__Information supplied__.
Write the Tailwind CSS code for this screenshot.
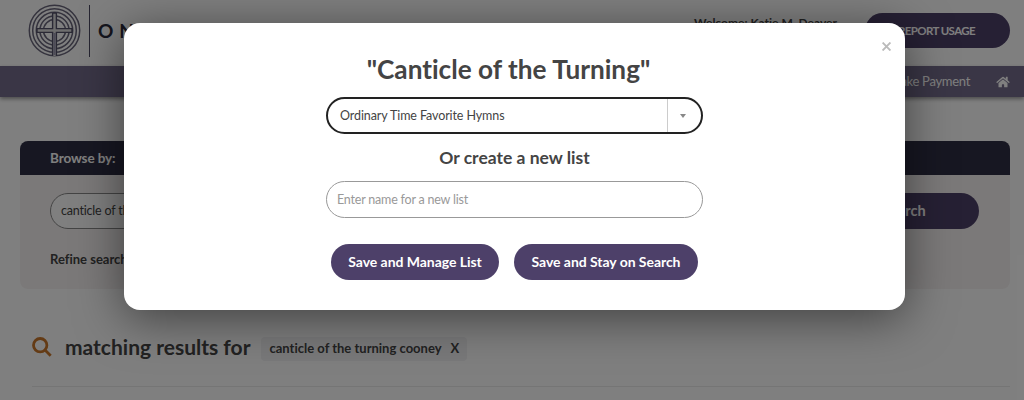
<!DOCTYPE html>
<html lang="en">
<head>
  <meta charset="UTF-8" />
  <meta name="viewport" content="width=device-width, initial-scale=1.0"/>
  <title>Add to List</title>
  <script src="https://cdn.jsdelivr.net/npm/@tailwindcss/browser@4"></script>
</head>
<body class="h-[400px] overflow-hidden bg-white font-['Lato',sans-serif] text-[#444] [font-variant-ligatures:none]">

  <!-- Header -->
  <header class="flex h-[66px] items-start justify-between pl-7 pr-[14px]">
    <div class="flex items-center pt-1">
      <svg class="size-[53px]" viewBox="0 0 53 53" fill="none" stroke="#6a677c">
        <g stroke-width="1.5">
          <circle cx="26.5" cy="26.5" r="25.2"/>
          <circle cx="26.5" cy="26.5" r="21.8"/>
          <circle cx="26.5" cy="26.5" r="18.2"/>
          <circle cx="26.5" cy="26.5" r="14.6"/>
          <circle cx="26.5" cy="26.5" r="11"/>
        </g>
        <path d="M26.5 9V52M9 26.5H44" stroke="#ddd" stroke-width="4"/>
        <path d="M24.6 9V24.6H9V28.4H24.6V52M28.4 9V24.6H44V28.4H28.4V52M24.6 9H28.4M9 24.6V28.4M44 24.6V28.4" stroke="#55526a" stroke-width="1.4"/>
        <path d="M26.5 29V51" stroke="#9a96b0" stroke-width="2"/>
      </svg>
      <div class="ml-2 h-[52px] w-px bg-[#4d4a62]"></div>
      <span class="ml-2 text-[19px] leading-none font-bold tracking-[6px] text-[#2a2a3a]">ONE LICENSE</span>
    </div>
    <div class="flex pt-[13px]">
      <span class="mr-7 text-[12px] leading-[19px] font-bold">Welcome: Katie M. Deaver</span>
      <button class="h-[35px] w-[145px] rounded-full bg-[#4d4069] pr-0.5 text-[11.5px] font-bold tracking-[-0.6px] text-white">REPORT USAGE</button>
    </div>
  </header>

  <!-- Navigation -->
  <nav class="flex h-[31px] items-center justify-end bg-[#746c8c] pr-[14px] text-[13px] tracking-[-0.3px] text-white shadow-[0_2px_4px_rgba(0,0,0,0.4)]">
    <span>Make Payment</span>
    <svg class="ml-[26px] h-3 w-[14px]" viewBox="0 0 576 512" fill="currentColor">
      <path d="M280 148 96 300v164a16 16 0 0 0 16 16h112a16 16 0 0 0 16-16v-96a16 16 0 0 1 16-16h64a16 16 0 0 1 16 16v96a16 16 0 0 0 16 16h112a16 16 0 0 0 16-16V300L296 148a12 12 0 0 0-16 0zM572 251l-84-69V44a12 12 0 0 0-12-12h-56a12 12 0 0 0-12 12v72l-89-74a48 48 0 0 0-61 0L4 251a12 12 0 0 0-1 17l25 31a12 12 0 0 0 17 2L280 107a12 12 0 0 1 16 0l235 194a12 12 0 0 0 17-2l26-31a12 12 0 0 0-2-17z"/>
    </svg>
  </nav>

  <!-- Search panel -->
  <section class="mt-11 ml-5 mr-[14px] h-[148px] overflow-hidden rounded-lg bg-[#f7f3f3]">
    <h2 class="flex h-[34px] items-center bg-[#2f2f45] px-[30px] text-[13.5px] font-bold tracking-[-0.1px] text-white">Browse by:</h2>
    <div class="mt-[18px] flex justify-between pl-[30px] pr-[31px]">
      <div class="flex h-9 w-[680px] items-center rounded-full border border-[#888] bg-white px-[10px] text-[12.5px] tracking-[-0.2px]">canticle of the turning cooney</div>
      <button class="h-9 w-[150px] rounded-full bg-[#4d4069] text-[14.5px] font-bold text-white">Search</button>
    </div>
    <p class="mt-[21px] pl-[30px] text-[13px] font-bold">Refine search by:</p>
  </section>

  <!-- Results heading -->
  <section class="ml-8 mr-[14px] mt-[45px] flex h-[53px] items-start border-b border-[#ebebeb]">
    <svg class="mt-[3px] size-5" viewBox="0 0 20 20" fill="none" stroke="#c8762a" stroke-width="2.8">
      <circle cx="8.2" cy="8.2" r="6.7"/>
      <path d="M13 13l5.700 5.700"/>
    </svg>
    <h1 class="ml-[13px] text-[21px] leading-[26px] font-bold">matching results for</h1>
    <div class="ml-[11px] mt-[3px] flex h-6 items-center rounded bg-[#f3f3f5] px-2 text-[13px] font-bold">
      canticle of the turning cooney <span class="ml-[9px]">X</span>
    </div>
  </section>

  <!-- Modal -->
  <div class="absolute inset-0 bg-black/50">
    <div class="absolute top-[23px] left-[124px] flex h-[287px] w-[781px] flex-col items-center rounded-2xl bg-white pt-[28px] shadow-[0_8px_48px_rgba(0,0,0,0.5)]">
      <svg class="absolute top-[19px] right-[14px] size-[9px]" viewBox="0 0 8 8" stroke="#bbb" stroke-width="1.7">
        <path d="M.5.5l7 7M7.500.5l-7 7"/>
      </svg>
      <h2 class="-ml-3 text-[26.2px] leading-9 font-bold">"Canticle of the Turning"</h2>
      <div class="mt-[10px] flex h-[37px] w-[377px] overflow-hidden rounded-full border-2 border-[#222] text-[12.5px]">
        <span class="flex-1 pl-3 leading-[33px] tracking-[-0.1px]">Ordinary Time Favorite Hymns</span>
        <span class="flex w-[34px] items-center justify-center border-l border-[#ccc] pr-1">
          <svg class="h-1 w-[6px]" viewBox="0 0 6 4" fill="#888"><path d="M0 0h6L3 4z"/></svg>
        </span>
      </div>
      <h3 class="mt-3 text-[17.500px] leading-6 font-bold">Or create a new list</h3>
      <div class="mt-[11px] flex h-[37px] w-[377px] items-center rounded-full border border-[#999] px-[10px] pt-px text-[12.5px] tracking-[-0.2px] text-[#999]">Enter name for a new list</div>
      <div class="mt-[26px] flex gap-[15px]">
        <button class="h-[36px] w-[168px] rounded-full bg-[#4d4069] pb-0.5 text-[14px] font-bold tracking-[-0.05px] text-white">Save and Manage List</button>
        <button class="h-[36px] w-[184px] rounded-full bg-[#4d4069] pb-0.5 text-[14px] font-bold tracking-[-0.05px] text-white">Save and Stay on Search</button>
      </div>
    </div>
  </div>
</body>
</html>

__Exercise aim__. Give again exactly the lines running from the beginning of the material above through the line that contains "overflow-hidden bg-white font-['Lato',sans-serif]", and leave out every picture.

__The completed task__.
Write the Tailwind CSS code for this screenshot.
<!DOCTYPE html>
<html lang="en">
<head>
  <meta charset="UTF-8" />
  <meta name="viewport" content="width=device-width, initial-scale=1.0"/>
  <title>Add to List</title>
  <script src="https://cdn.jsdelivr.net/npm/@tailwindcss/browser@4"></script>
</head>
<body class="h-[400px] overflow-hidden bg-white font-['Lato',sans-serif] text-[#444] [font-variant-ligatures:none]">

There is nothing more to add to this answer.